Nog 2 dingen die ik niet genoemd heb, maar vanuit de lezers ook aangestipt kreeg:
- Het dieptepunt van de puberale sportpubers (zowel van de voor- als tegenstander) is: de coopertest/pieptest. Een les lang was je heen en weer aan het rennen door de gymzaal terwijl de piepjes elkaar steeds sneller opvolgen. De ultieme uithoudingstest. Niemand (lees: NIEMAND) vindt dit leuk.
- Het verplichte douchen aan het einde van de gymles heeft ook bij velen trauma’s opgeleverd. In het veel te kleine hokje probeerde je een klein beetje privacy te creëren, maar door de spiegelende tegelwand zag je precies van buurman of buurvrouw naast je deed. Vervolgens waren er altijd opscheppers die even lieten zien hoe gespierd ze waren en zag je lichamelijke eigenschappen van anderen, waar je echt geen belang in had.
Of je nu een voor- of tegenstander bent/ Of je nu fanatiek bent of er net voor zorgt dat je een voldoende hebt; Lichamelijke opvoeding is een vak wat anders is dan de andere vakken op het middelbaar. Een vak waarin kennis niet het belangrijkste is, maar wilskracht en doorzettingsvermogen. Het is dat vak waarin je niet stil hoeft te zitten in de schoolbank.
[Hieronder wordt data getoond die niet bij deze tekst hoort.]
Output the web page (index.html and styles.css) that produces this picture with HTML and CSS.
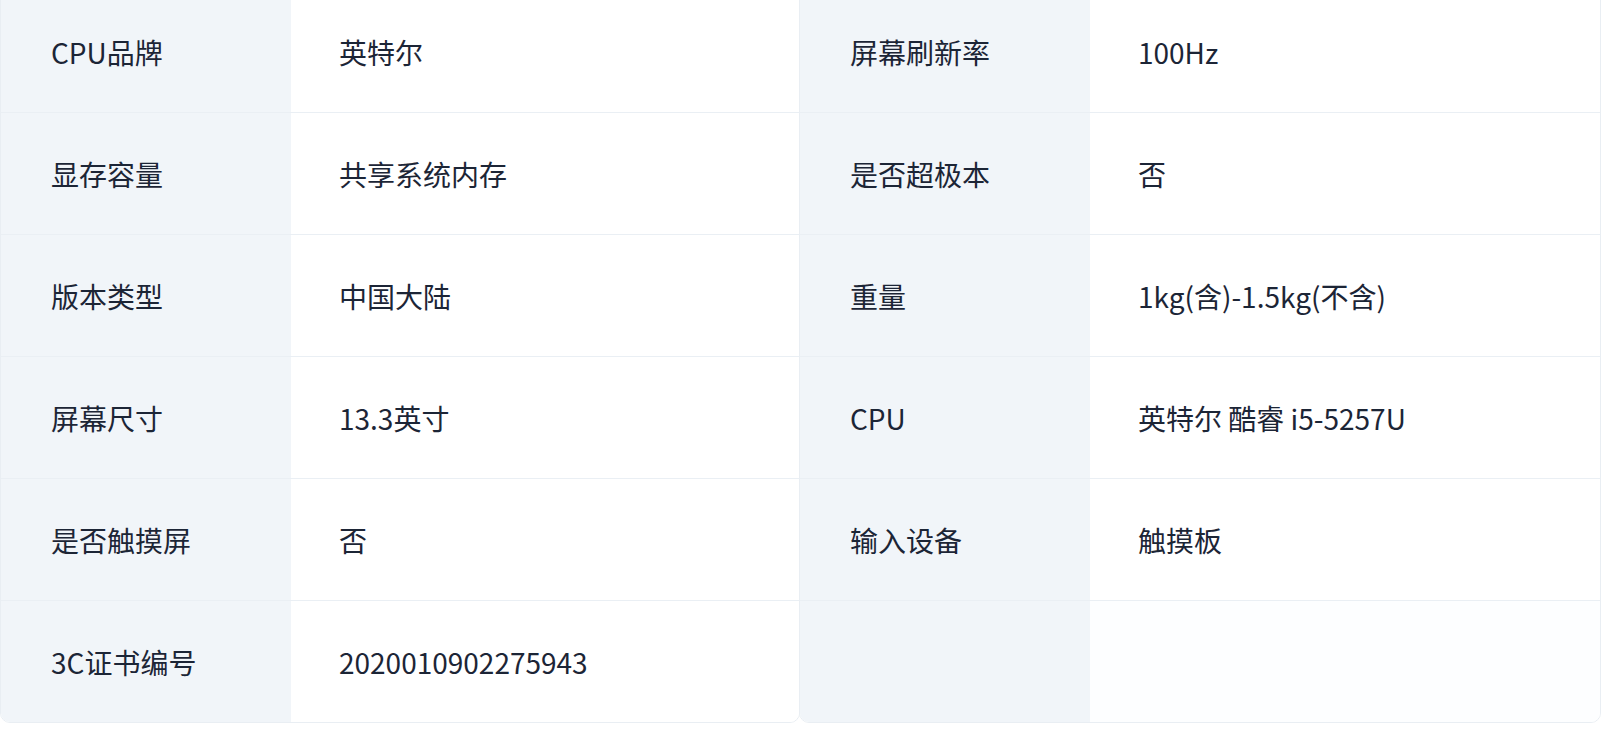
FILE: index.html
```html
<!DOCTYPE html>
<html lang="zh-CN">
<head>
<meta charset="utf-8">
<title>规格参数</title>
<link rel="stylesheet" href="styles.css">
</head>
<body>
<div class="specs">
  <div class="card">
    <div class="row"><div class="label">CPU品牌</div><div class="value">英特尔</div></div>
    <div class="row"><div class="label">显存容量</div><div class="value">共享系统内存</div></div>
    <div class="row"><div class="label">版本类型</div><div class="value">中国大陆</div></div>
    <div class="row"><div class="label">屏幕尺寸</div><div class="value">13.3英寸</div></div>
    <div class="row"><div class="label">是否触摸屏</div><div class="value">否</div></div>
    <div class="row last"><div class="label">3C证书编号</div><div class="value">2020010902275943</div></div>
  </div>
  <div class="card">
    <div class="row"><div class="label">屏幕刷新率</div><div class="value">100Hz</div></div>
    <div class="row"><div class="label">是否超极本</div><div class="value">否</div></div>
    <div class="row"><div class="label">重量</div><div class="value">1kg(含)-1.5kg(不含)</div></div>
    <div class="row"><div class="label">CPU</div><div class="value">英特尔 酷睿 i5-5257U</div></div>
    <div class="row"><div class="label">输入设备</div><div class="value">触摸板</div></div>
    <div class="row last empty"><div class="label"></div><div class="value"></div></div>
  </div>
</div>
</body>
</html>
```
FILE: styles.css
```css
html, body {
  margin: 0;
  padding: 0;
  background: #ffffff;
}
body {
  font-family: "Noto Sans CJK SC", "Noto Sans", sans-serif;
  color: #1c2536;
  overflow: hidden;
}
.specs {
  display: grid;
  grid-template-columns: 800px 801px;
  margin-top: -10px;
}
.card {
  border: 1.5px solid #e9eef3;
  border-radius: 10px;
  overflow: hidden;
  display: flex;
  flex-direction: column;
}
.card + .card {
  margin-left: -1px;
}
.row {
  display: flex;
  height: 122px;
  border-bottom: 1.5px solid #eaeff4;
  box-sizing: border-box;
  flex: none;
}
.row.last {
  border-bottom: none;
  height: 121px;
}
.label {
  width: 290px;
  flex: none;
  background: #f1f5f9;
  display: flex;
  align-items: center;
  padding-left: 50px;
  box-sizing: border-box;
  font-size: 28px;
  line-height: 1;
}
.value {
  flex: 1;
  display: flex;
  align-items: center;
  padding-left: 48px;
  font-size: 28px;
  line-height: 1;
  background: #ffffff;
}
.empty .value {
  background: #fdfeff;
}
```
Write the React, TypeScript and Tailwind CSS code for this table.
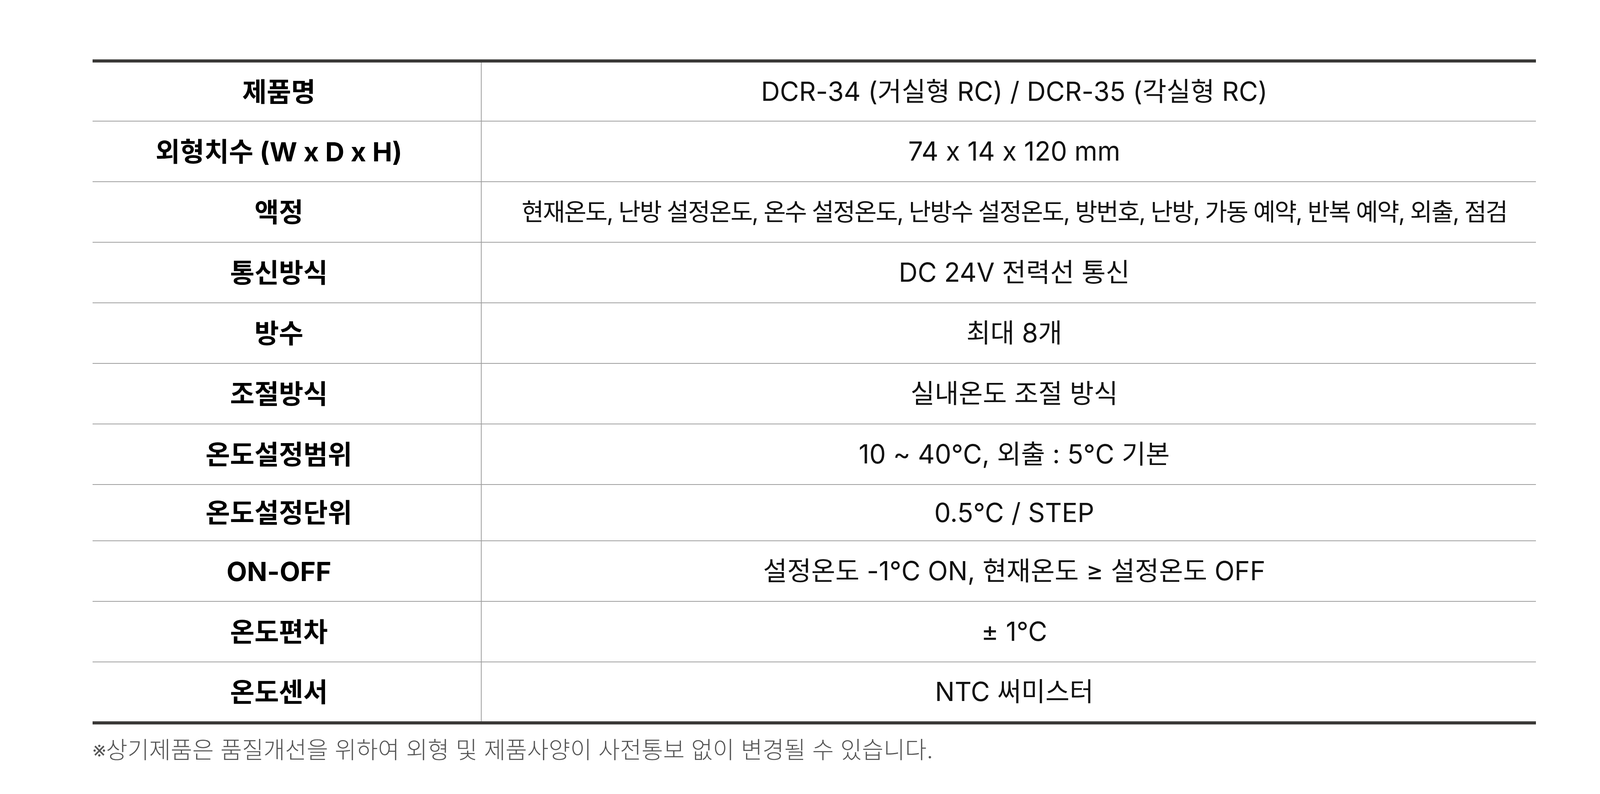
import React from 'react';

type Spec = { label: string; value: string; h: string; last?: boolean; tight?: boolean };

const specs: Spec[] = [
  { label: '제품명', value: 'DCR-34 (거실형 RC) / DCR-35 (각실형 RC)', h: 'h-[151px]' },
  { label: '외형치수 (W x D x H)', value: '74 x 14 x 120 mm', h: 'h-[155px]' },
  {
    label: '액정',
    value: '현재온도, 난방 설정온도, 온수 설정온도, 난방수 설정온도, 방번호, 난방, 가동 예약, 반복 예약, 외출, 점검',
    h: 'h-[155px]',
    tight: true,
  },
  { label: '통신방식', value: 'DC 24V 전력선 통신', h: 'h-[155px]' },
  { label: '방수', value: '최대 8개', h: 'h-[155px]' },
  { label: '조절방식', value: '실내온도 조절 방식', h: 'h-[155px]' },
  { label: '온도설정범위', value: '10 ~ 40°C, 외출 : 5°C 기본', h: 'h-[155px]' },
  { label: '온도설정단위', value: '0.5°C / STEP', h: 'h-[144px]' },
  { label: 'ON-OFF', value: '설정온도 -1°C ON, 현재온도 ≥ 설정온도 OFF', h: 'h-[155px]' },
  { label: '온도편차', value: '± 1°C', h: 'h-[155px]' },
  { label: '온도센서', value: 'NTC 써미스터', h: 'h-[151px]', last: true },
];

export default function App() {
  return (
    <div className="min-h-screen bg-white pt-[152px] pl-[237px] font-['Inter','Noto_Sans_CJK_KR',sans-serif] [font-feature-settings:'calt'_0]">
      <div className="w-[3695px]">
        <div className="border-t-8 border-b-8 border-[#3a3937]">
          {specs.map((s) => (
            <div
              key={s.label}
              className={`flex ${s.h} ${s.last ? '' : 'border-b-2 border-[#9e9e9e]'}`}
            >
              <div className="w-[996px] shrink-0 border-r-2 border-[#9e9e9e] flex items-center justify-center pr-[40px] text-[68px] font-bold text-black">
                {s.label}
              </div>
              <div
                className={`flex-1 flex items-center justify-center pl-[28px] text-[#111] whitespace-nowrap ${
                  s.tight ? 'text-[62px] tracking-[-0.042em]' : 'text-[67px]'
                }`}
              >
                {s.value}
              </div>
            </div>
          ))}
        </div>
        <p className="mt-[20px] text-[60px] font-light text-[#555] leading-[1.5]">
          ※상기제품은 품질개선을 위하여 외형 및 제품사양이 사전통보 없이 변경될 수 있습니다.
        </p>
      </div>
    </div>
  );
}
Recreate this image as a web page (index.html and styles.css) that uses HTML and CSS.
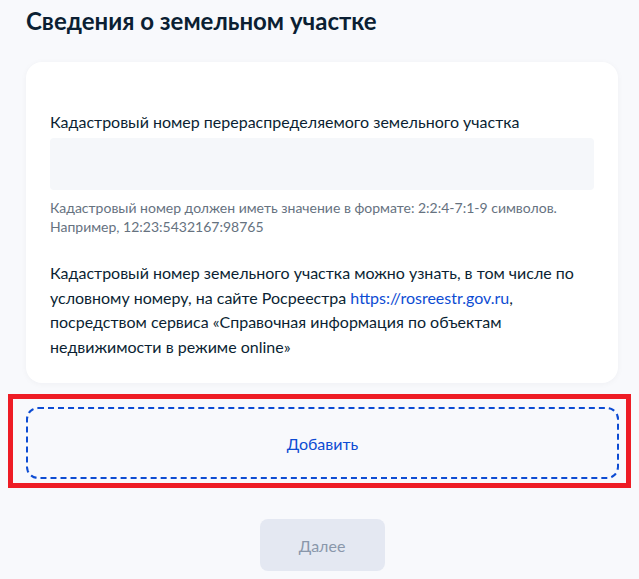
FILE: index.html
```html
<!DOCTYPE html>
<html lang="ru">
<head>
    <meta charset="UTF-8">
    <meta name="viewport" content="width=device-width, initial-scale=1.0">
    <title>Сведения о земельном участке</title>
    <link rel="stylesheet" href="styles.css">
</head>
<body>

    <div class="page">
        <h1>Сведения о земельном участке</h1>

        <div class="card">
            <label for="cadastr">Кадастровый номер перераспределяемого земельного участка</label>
            <input type="text" id="cadastr" name="cadastr">
            <div class="hint">Кадастровый номер должен иметь значение в формате: 2:2:4-7:1-9 символов. Например, 12:23:5432167:98765</div>

            <p class="info">Кадастровый номер земельного участка можно узнать, в том числе по условному номеру, на сайте Росреестра <a href="#">https://rosreestr.gov.ru</a>, посредством сервиса «Справочная информация по объектам недвижимости в режиме online»</p>
        </div>

        <div class="highlight">
            <button class="add-button">Добавить</button>
        </div>

        <div class="actions">
            <button class="next-button" disabled>Далее</button>
        </div>
    </div>

</body>
</html>
```

FILE: styles.css
```css
body {
    font-family: Lato, "Noto Sans", sans-serif;
    background-color: #f8f9fc;
    color: #0b1f33;
    margin: 0;
}

.page {
    width: 592px;
    padding: 0 0 0 26px;
}

h1 {
    font-size: 24px;
    line-height: 32px;
    font-weight: 700;
    margin: 0;
    padding-top: 5px;
}

.card {
    background-color: #fff;
    border-radius: 16px;
    box-shadow: 0 1px 6px rgba(11, 31, 51, 0.04);
    margin-top: 25px;
    padding: 48px 24px 24px;
}

.card label {
    display: block;
    font-size: 16px;
    line-height: 24px;
}

.card input {
    display: block;
    box-sizing: border-box;
    width: 100%;
    height: 52px;
    margin-top: 4px;
    border: none;
    border-radius: 4px;
    background-color: #f5f7fa;
}

.hint {
    font-size: 14px;
    line-height: 19px;
    color: #66727f;
    margin-top: 8px;
}

.info {
    font-size: 16px;
    line-height: 24.6px;
    margin: 25px 0 0;
}

.info a {
    color: #0d4cd3;
    text-decoration: none;
}

.highlight {
    border: 5px solid #ee1c25;
    margin: 11px -13px 0 -18px;
    padding: 8px 7px 4px 13px;
}

.add-button {
    display: block;
    width: 100%;
    height: 72px;
    background: transparent;
    border: 2px dashed #0d4cd3;
    border-radius: 12px;
    color: #0d4cd3;
    font-family: Lato, "Noto Sans", sans-serif;
    font-size: 16px;
    cursor: pointer;
}

.actions {
    display: flex;
    justify-content: center;
    margin-top: 31px;
}

.next-button {
    width: 125px;
    height: 52px;
    border: none;
    border-radius: 8px;
    background-color: #e4e8f2;
    color: #8a97ab;
    font-family: Lato, "Noto Sans", sans-serif;
    font-size: 16px;
}
```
Of je nu voor- of tegenstander bent: op een dag besef je dat sport noodzakelijk is om het lichaam en de geest te onderhouden. Dan denk je nog eens terug aan al die verschillende sporten waar je kennis mee hebt gemaakt en maak je daaruit de keuze voor de sport die bij jou past. Dan zijn al die lessen waarin je over je grenzen heen moest, toch van nut geweest!